▶ [Raw records]:
────────────────────────────────────────

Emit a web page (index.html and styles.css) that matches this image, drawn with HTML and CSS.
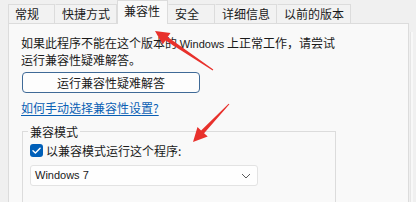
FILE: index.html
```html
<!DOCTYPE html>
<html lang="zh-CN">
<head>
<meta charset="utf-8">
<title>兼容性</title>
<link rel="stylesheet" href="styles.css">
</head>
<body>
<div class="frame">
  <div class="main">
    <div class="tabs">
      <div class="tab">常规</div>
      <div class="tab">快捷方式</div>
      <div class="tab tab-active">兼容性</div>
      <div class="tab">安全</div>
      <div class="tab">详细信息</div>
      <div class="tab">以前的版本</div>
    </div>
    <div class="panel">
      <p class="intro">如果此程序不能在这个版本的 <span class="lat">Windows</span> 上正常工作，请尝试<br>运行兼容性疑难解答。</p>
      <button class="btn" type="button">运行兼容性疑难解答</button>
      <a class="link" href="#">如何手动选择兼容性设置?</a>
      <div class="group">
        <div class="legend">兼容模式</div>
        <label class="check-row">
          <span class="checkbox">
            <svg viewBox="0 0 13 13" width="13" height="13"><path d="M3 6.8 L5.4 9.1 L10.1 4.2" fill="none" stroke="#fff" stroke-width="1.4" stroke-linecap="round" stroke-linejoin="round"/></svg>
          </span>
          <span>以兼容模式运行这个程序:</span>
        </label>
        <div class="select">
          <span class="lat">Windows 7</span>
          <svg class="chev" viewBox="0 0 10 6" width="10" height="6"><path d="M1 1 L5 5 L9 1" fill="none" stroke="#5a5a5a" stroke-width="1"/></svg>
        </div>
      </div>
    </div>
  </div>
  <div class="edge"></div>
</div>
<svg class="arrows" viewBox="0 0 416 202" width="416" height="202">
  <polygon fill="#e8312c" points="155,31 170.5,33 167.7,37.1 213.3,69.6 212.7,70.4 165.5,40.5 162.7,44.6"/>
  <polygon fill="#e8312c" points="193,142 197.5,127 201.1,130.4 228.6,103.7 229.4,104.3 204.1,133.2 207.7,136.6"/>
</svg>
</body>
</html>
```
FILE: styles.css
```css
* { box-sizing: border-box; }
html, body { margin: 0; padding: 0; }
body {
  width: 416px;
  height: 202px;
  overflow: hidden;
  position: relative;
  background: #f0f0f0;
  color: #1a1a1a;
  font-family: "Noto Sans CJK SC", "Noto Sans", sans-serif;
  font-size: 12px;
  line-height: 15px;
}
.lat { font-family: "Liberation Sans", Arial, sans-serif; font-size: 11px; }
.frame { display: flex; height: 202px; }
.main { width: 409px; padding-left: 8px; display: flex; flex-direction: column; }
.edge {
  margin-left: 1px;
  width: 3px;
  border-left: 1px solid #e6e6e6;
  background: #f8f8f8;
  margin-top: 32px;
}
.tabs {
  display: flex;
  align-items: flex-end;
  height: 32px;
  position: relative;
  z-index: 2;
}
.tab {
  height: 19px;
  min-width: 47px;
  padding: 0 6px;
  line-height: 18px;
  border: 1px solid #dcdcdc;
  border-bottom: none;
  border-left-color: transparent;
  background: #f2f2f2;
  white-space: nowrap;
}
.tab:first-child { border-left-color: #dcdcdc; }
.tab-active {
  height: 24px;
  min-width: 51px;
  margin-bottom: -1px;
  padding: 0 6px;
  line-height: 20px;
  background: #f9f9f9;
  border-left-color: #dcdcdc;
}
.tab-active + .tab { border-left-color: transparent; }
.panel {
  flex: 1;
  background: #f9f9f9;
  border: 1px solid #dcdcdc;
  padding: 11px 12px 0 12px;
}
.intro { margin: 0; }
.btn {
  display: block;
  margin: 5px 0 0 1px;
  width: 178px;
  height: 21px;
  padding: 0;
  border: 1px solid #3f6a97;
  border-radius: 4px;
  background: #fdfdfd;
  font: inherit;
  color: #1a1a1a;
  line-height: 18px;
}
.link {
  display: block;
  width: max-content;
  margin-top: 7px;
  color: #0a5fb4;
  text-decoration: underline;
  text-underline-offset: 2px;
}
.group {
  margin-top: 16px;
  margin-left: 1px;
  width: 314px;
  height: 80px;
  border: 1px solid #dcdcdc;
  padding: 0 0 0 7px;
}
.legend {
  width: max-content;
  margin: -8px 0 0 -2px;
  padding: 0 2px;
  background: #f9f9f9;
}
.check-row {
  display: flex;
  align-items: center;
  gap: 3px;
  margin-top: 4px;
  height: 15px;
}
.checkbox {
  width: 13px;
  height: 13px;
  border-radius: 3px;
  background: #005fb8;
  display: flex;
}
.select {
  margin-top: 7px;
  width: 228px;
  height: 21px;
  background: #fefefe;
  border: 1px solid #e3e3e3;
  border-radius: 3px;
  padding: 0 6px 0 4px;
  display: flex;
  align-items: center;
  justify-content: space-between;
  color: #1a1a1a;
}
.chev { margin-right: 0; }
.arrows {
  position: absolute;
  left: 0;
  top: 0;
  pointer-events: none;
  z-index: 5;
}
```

────────────────────────────────────────

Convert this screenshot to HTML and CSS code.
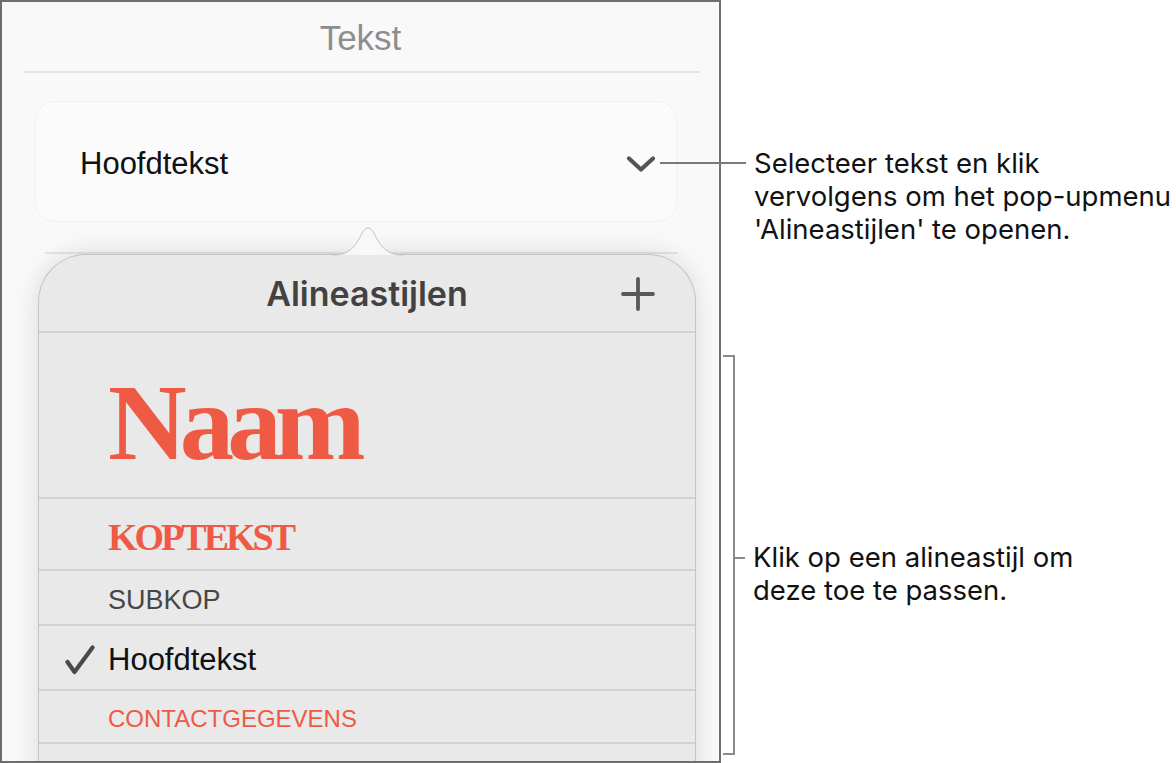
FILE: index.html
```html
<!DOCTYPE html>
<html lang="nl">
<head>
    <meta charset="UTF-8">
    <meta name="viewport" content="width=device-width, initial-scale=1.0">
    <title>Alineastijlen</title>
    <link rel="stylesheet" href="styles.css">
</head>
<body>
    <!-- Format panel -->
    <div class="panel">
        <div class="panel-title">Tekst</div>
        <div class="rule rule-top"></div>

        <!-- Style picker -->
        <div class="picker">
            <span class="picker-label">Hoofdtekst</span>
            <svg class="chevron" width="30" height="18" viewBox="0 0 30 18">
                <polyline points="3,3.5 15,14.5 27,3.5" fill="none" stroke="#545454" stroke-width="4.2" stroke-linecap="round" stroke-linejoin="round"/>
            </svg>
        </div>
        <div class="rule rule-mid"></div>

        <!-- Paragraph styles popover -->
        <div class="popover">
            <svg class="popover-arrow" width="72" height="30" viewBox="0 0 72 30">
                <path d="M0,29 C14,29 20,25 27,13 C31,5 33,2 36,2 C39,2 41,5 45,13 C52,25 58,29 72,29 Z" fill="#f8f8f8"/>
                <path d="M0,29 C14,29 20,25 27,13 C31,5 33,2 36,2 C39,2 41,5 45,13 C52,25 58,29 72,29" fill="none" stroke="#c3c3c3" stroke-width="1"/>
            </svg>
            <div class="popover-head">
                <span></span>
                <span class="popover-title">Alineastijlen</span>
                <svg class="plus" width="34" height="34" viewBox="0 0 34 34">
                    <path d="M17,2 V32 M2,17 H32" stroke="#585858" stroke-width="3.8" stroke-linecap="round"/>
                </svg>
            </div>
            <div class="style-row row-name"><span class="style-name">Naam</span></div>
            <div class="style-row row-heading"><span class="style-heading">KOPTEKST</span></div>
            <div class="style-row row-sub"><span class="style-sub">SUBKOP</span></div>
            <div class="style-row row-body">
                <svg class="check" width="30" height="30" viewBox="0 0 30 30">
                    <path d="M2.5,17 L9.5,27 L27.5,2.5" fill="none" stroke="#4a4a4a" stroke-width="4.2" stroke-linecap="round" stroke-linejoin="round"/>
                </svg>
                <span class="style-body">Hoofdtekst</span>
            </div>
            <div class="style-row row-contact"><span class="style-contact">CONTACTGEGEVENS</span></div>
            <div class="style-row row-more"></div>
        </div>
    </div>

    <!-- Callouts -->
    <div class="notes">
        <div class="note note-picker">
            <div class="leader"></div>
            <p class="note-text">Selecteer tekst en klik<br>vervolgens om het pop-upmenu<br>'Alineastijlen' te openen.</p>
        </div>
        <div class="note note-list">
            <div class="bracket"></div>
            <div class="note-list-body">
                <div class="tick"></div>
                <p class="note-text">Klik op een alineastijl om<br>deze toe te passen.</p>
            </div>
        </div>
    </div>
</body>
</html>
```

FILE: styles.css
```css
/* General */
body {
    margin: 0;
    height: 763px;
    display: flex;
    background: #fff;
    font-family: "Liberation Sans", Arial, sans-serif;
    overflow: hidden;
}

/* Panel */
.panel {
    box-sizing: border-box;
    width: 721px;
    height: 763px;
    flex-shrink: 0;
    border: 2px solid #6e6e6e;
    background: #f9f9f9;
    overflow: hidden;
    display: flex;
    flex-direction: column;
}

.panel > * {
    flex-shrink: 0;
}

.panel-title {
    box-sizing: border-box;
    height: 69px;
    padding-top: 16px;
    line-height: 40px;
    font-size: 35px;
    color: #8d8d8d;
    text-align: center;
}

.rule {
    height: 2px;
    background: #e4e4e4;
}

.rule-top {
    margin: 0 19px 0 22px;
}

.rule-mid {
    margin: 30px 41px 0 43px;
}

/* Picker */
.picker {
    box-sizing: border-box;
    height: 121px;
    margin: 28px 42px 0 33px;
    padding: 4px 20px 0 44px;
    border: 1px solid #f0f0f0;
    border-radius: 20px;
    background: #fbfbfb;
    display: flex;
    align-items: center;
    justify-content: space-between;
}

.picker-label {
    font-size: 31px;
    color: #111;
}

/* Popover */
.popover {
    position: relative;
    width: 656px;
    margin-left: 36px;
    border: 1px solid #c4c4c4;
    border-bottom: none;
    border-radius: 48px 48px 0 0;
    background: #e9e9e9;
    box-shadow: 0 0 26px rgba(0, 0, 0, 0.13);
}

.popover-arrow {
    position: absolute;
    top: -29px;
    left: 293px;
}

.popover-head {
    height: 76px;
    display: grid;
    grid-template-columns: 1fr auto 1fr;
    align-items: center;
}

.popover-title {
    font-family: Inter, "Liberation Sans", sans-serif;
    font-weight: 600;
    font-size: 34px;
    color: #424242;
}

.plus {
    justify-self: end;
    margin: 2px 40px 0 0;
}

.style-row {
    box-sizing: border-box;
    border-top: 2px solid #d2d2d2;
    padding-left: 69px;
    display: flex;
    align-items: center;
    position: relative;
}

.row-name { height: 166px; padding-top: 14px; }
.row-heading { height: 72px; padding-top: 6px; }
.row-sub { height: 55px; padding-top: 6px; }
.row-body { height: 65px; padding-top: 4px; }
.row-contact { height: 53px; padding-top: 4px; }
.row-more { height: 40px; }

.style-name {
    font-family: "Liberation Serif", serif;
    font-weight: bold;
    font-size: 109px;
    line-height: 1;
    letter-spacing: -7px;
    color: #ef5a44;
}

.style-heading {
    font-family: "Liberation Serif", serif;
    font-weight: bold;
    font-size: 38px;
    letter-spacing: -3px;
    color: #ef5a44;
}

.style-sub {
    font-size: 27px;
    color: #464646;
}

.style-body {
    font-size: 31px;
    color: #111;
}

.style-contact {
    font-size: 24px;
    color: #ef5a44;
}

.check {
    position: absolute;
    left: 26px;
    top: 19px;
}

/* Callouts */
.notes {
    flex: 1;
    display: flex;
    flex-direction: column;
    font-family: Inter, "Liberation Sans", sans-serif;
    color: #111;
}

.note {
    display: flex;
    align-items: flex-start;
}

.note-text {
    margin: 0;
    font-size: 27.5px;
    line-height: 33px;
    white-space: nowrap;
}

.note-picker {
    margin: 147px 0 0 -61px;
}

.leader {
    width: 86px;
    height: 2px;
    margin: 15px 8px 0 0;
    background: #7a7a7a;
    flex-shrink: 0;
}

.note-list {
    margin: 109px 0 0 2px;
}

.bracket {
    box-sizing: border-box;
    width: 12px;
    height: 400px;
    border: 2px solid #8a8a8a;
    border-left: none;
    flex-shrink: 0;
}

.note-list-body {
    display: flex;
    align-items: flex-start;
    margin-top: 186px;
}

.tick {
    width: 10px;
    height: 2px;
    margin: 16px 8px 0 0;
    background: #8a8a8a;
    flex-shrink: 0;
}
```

────────────────────────────────────────

▶ [The task]:
Where a line above contains the word "index", copy that line.

▶ [The result]:
Emit a web page (index.html and styles.css) that matches this image, drawn with HTML and CSS.
FILE: index.html
  z-index: 2;
  z-index: 5;
FILE: index.html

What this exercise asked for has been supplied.